Letters to the Editor: ‘Vaccine chasers’ aren’t the story; South L.A. doctors fighting inequities are
To the editor: I am an African American internal medicine physician who practices in the Crenshaw area. Two of your recently published articles on COVID-19 vaccination access include a piece on individuals receiving vaccinations outside their assigned tier and a column by Steve Lopez on the difficulty he had trying to get his first shot.
This difficulty is what many of my African American colleagues in healthcare and our patients are facing. We’ve endured the inequitable siting of testing locations, the inequitable distribution of Remdesivir to our community hospitals, and now the inequities in accessing vaccines, all of which create racial disparities in COVID-19 morbidity and mortality.
If not for the vaccination site at Kedren Community Health Center in South Los Angeles, many healthcare workers of color would not have been vaccinated.
Our focus should not be on the anomalies of individuals who received the vaccine and then cried foul over unfairness. The focus should be on Kedren and Dr. Jerry P. Abraham, who runs the health center’s vaccine operations, breaking economic and racial barriers to vaccine access.
William King, M.D., Los Angeles
To the editor: L.A. County’s current distribution method encourages “vaccine chasers.” Pictures of young adults crowding around vaccination sites, waiting for hours in hopes of obtaining leftover doses, raise worries that we may be seeing super-spreader events.
In a few weeks, we may be discussing the “vaccine chaser surge.”
The county should rethink its vaccine distribution effort by setting up sites in the neighborhoods hardest hit by COVID-19, perhaps utilizing local schools as offered by the Los Angeles Unified School District.
Pini Herman, Beverly Grove
To the editor: We’ve been hearing many complaints about the distribution of the vaccines, from equity issues to the difficulty of navigating the appointment process.
I don’t want to minimize those concerns; they are real and need to be addressed. But we need to remember what a huge challenge this is.
I want to express my gratitude for the hundreds of professionals and volunteers who have been working at the Dodger Stadium site.
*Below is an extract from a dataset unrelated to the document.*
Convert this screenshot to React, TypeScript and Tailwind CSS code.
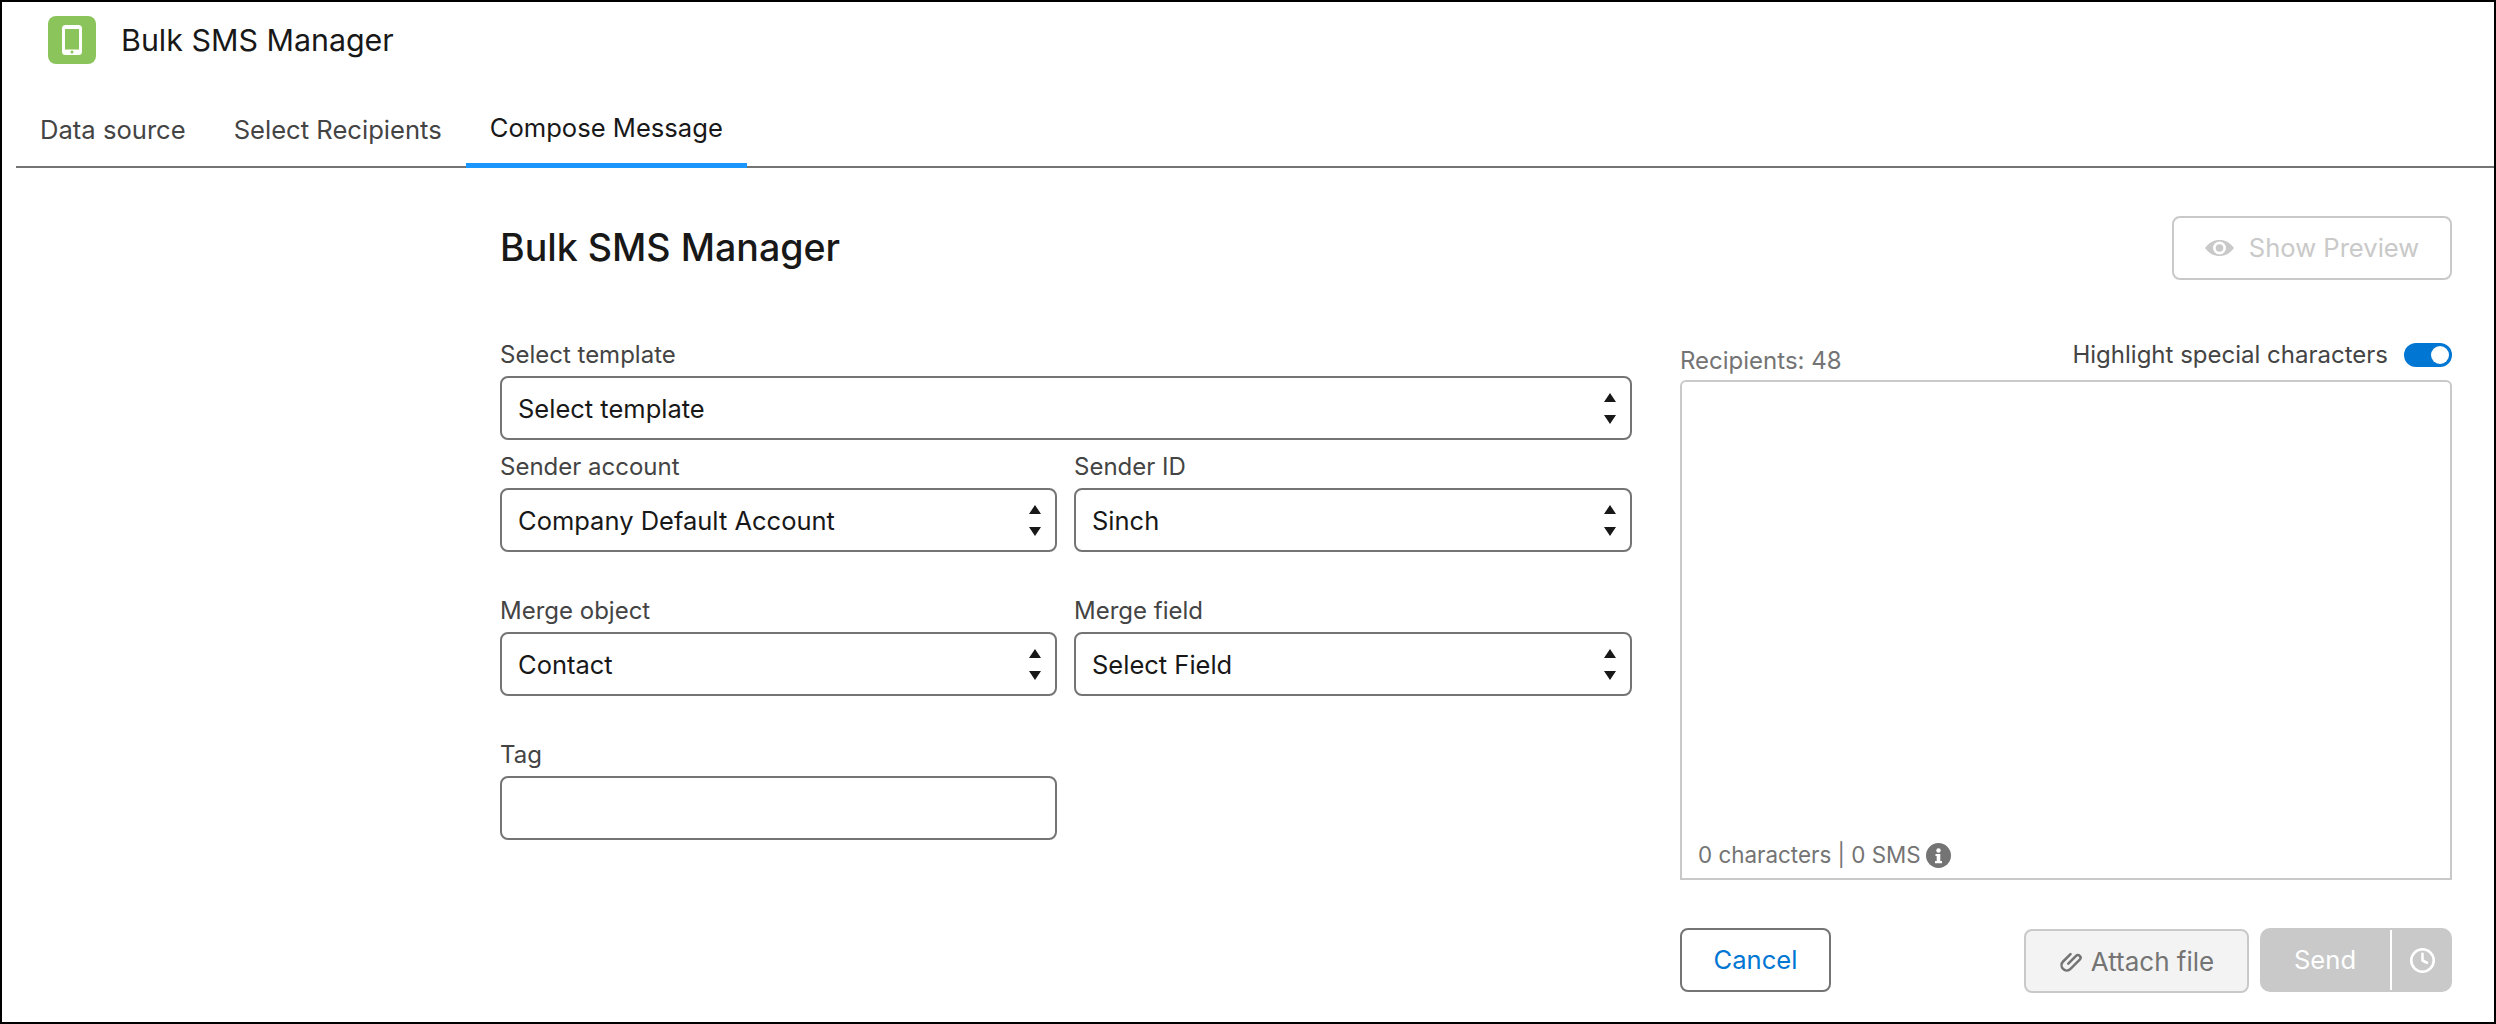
import { Clock } from "lucide-react";

function Chevrons() {
  return (
    <svg width="12" height="31" viewBox="0 0 12 31" className="shrink-0" aria-hidden="true">
      <path d="M6 0 L12 9 H0 Z" fill="#181818" />
      <path d="M0 22 H12 L6 31 Z" fill="#181818" />
    </svg>
  );
}

function Label({ children }: { children: React.ReactNode }) {
  return <div className="h-[28px] mb-[7px] text-[24px] leading-[28px] text-[#444444]">{children}</div>;
}

function SelectBox({ value }: { value: string }) {
  return (
    <div className="h-[64px] flex items-center justify-between pl-[16px] pr-[14px] rounded-[8px] border-2 border-[#747474] text-[25.500px] text-[#181818]">
      <span className="pt-[2px]">{value}</span>
      <Chevrons />
    </div>
  );
}

function Field({ label, value }: { label: string; value: string }) {
  return (
    <div>
      <Label>{label}</Label>
      <SelectBox value={value} />
    </div>
  );
}

export default function App() {
  return (
    <div className="w-[2496px] h-[1024px] flex flex-col overflow-hidden bg-white border-2 border-black font-['Inter','Liberation_Sans',sans-serif]">
      <div className="flex items-center pt-[14px] pl-[46px]">
        <div className="w-[48px] h-[48px] rounded-[8px] bg-[#8bc45a] flex items-center justify-center">
          <svg width="20" height="30" viewBox="0 0 20 30" aria-hidden="true">
            <rect x="0" y="0" width="20" height="30" rx="3.500" fill="#ffffff" />
            <rect x="3" y="4" width="14" height="20.500" fill="#8bc45a" />
            <circle cx="10" cy="27" r="1.500" fill="#8bc45a" />
          </svg>
        </div>
        <div className="ml-[25px] pt-[2px] text-[30.400px] text-[#181818]">Bulk SMS Manager</div>
      </div>

      <div className="mt-[28px] ml-[14px] flex h-[76px] border-b-2 border-[#747474] text-[25.600px]">
        <div className="px-[24px] pt-[2px] flex items-center text-[#444444]">Data source</div>
        <div className="px-[24px] pt-[2px] flex items-center text-[#444444]">Select Recipients</div>
        <div className="px-[24px] pt-[2px] flex items-center h-[76px] border-b-[5px] border-[#1b96ff] text-[#181818]">Compose Message</div>
      </div>

      <div className="flex-1 pl-[498px] pr-[42px]">
        <div className="mt-[48px] flex items-center justify-between">
          <h1 className="text-[37.600px] font-medium text-[#181818]">Bulk SMS Manager</h1>
          <div className="w-[280px] h-[64px] flex items-center justify-center gap-[15px] rounded-[8px] border-2 border-[#c9c9c9] text-[25.600px] text-[#c9c9c9]">
            <svg width="29" height="16" viewBox="0 0 29 16" aria-hidden="true">
              <path
                fillRule="evenodd"
                d="M0 8C5 1.500 10 0 14.500 0S24 1.500 29 8c-5 6.500-10 8-14.500 8S5 14.500 0 8Zm14.500-6.500a6.500 6.500 0 1 0 0 13 6.500 6.500 0 0 0 0-13Zm0 2.700a3.800 3.800 0 1 1 0 7.600 3.800 3.800 0 0 1 0-7.600Z"
                fill="#c9c9c9"
              />
            </svg>
            <span>Show Preview</span>
          </div>
        </div>

        <div className="mt-[61px] flex gap-[48px]">
          <div className="w-[1132px] flex flex-col">
            <Field label="Select template" value="Select template" />
            <div className="mt-[13px] grid grid-cols-[557px_558px] gap-x-[17px]">
              <Field label="Sender account" value="Company Default Account" />
              <Field label="Sender ID" value="Sinch" />
            </div>
            <div className="mt-[45px] grid grid-cols-[557px_558px] gap-x-[17px]">
              <Field label="Merge object" value="Contact" />
              <Field label="Merge field" value="Select Field" />
            </div>
            <div className="mt-[45px] grid grid-cols-[557px_558px] gap-x-[17px]">
              <div>
                <Label>Tag</Label>
                <div className="h-[64px] rounded-[8px] border-2 border-[#747474]" />
              </div>
            </div>
          </div>

          <div className="w-[772px] flex flex-col">
            <div className="h-[39px] flex justify-between">
              <div className="self-end mb-[5px] text-[24px] leading-[28px] text-[#747474]">Recipients: 48</div>
              <div className="flex items-center h-[28px] gap-[16px] text-[24px] text-[#444444]">
                <span>Highlight special characters</span>
                <div className="w-[48px] h-[24px] rounded-full bg-[#0176d3] flex items-center justify-end pr-[3px]">
                  <div className="w-[18px] h-[18px] rounded-full bg-white" />
                </div>
              </div>
            </div>
            <div className="h-[500px] flex items-end rounded-t-[6px] border-2 border-[#c9c9c9] px-[16px] pb-[9px]">
              <div className="flex items-center h-[28px] gap-[5px] text-[22.400px] text-[#747474]">
                <span>0 characters | 0 SMS</span>
                <svg width="25" height="25" viewBox="0 0 25 25" aria-hidden="true">
                  <circle cx="12.500" cy="12.500" r="12.500" fill="#747474" />
                  <circle cx="12.500" cy="7.500" r="2.200" fill="#ffffff" />
                  <path d="M9.500 11h4.800v7h1.700v2.200H9v-2.200h1.700v-5H9.500z" fill="#ffffff" />
                </svg>
              </div>
            </div>
            <div className="mt-[48px] flex items-start">
              <div className="w-[151px] h-[64px] flex items-center justify-center rounded-[8px] border-2 border-[#747474] text-[25.600px] text-[#0176d3]">
                Cancel
              </div>
              <div className="ml-auto mt-[1px] w-[225px] h-[64px] flex items-center justify-center gap-[9px] rounded-[8px] border-2 border-[#c9c9c9] bg-[#f3f3f3] text-[26px] text-[#747474]">
                <svg width="23" height="23" viewBox="0 0 22 22" fill="none" stroke="#747474" strokeWidth="2.400" strokeLinecap="round" className="shrink-0" aria-hidden="true">
                  <path transform="rotate(45 11 11)" d="M6 6V16a5 5 0 0 0 10 0V3.500a2.500 2.500 0 0 0-5 0V14" />
                </svg>
                <span>Attach file</span>
              </div>
              <div className="ml-[11px] w-[192px] h-[64px] flex items-center rounded-[10px] bg-[#c9c9c9] text-[25.600px] text-white">
                <div className="w-[130px] text-center">Send</div>
                <div className="w-[2px] h-[60px] bg-white" />
                <div className="flex-1 flex items-center justify-center">
                  <Clock size={27} strokeWidth={2.300} />
                </div>
              </div>
            </div>
          </div>
        </div>
      </div>
    </div>
  );
}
Those people were out there in the cold and rain for hours on Saturday, getting soaked as they continued to help thousands of Angelenos, and yet they did their jobs with patience and kindness.
The entire operation was an amazing orchestration of moving a huge crowd through the process as efficiently and effectively as possible. So I just wanted to say thank you to everyone working at that site — may God bless you, and I hope none of you caught a cold out there on Saturday.
Susan Collins, Glendale
To the editor: The letter writer who experienced the vaccination process “without a hitch” was the exception, not the rule.
After several hours on the county’s website, I finally managed to get an appointment for my mother, who is 87 years old. Our slot was for 1:30 p.m. Friday at Hansen Dam in Pacoima.
We arrived at 1 p.m. to find a line two miles long. One hour and one mile later, a woman with a bullhorn made an announcement: “There are no more vaccines for today. You can go to Dodger Stadium or come back tomorrow.”
I talked to the woman, and she said I should get in line at 8 a.m. Essentially, she suggested that anyone who lost out on previous days was competing with people who had made appointments for that day. Perhaps that’s why they ran out of doses: We were in that two-mile line with people who never made it to the front on Thursday or Wednesday.
I have managed to keep my mother safe for the last 10 months with isolation and masking, and I will continue to do so.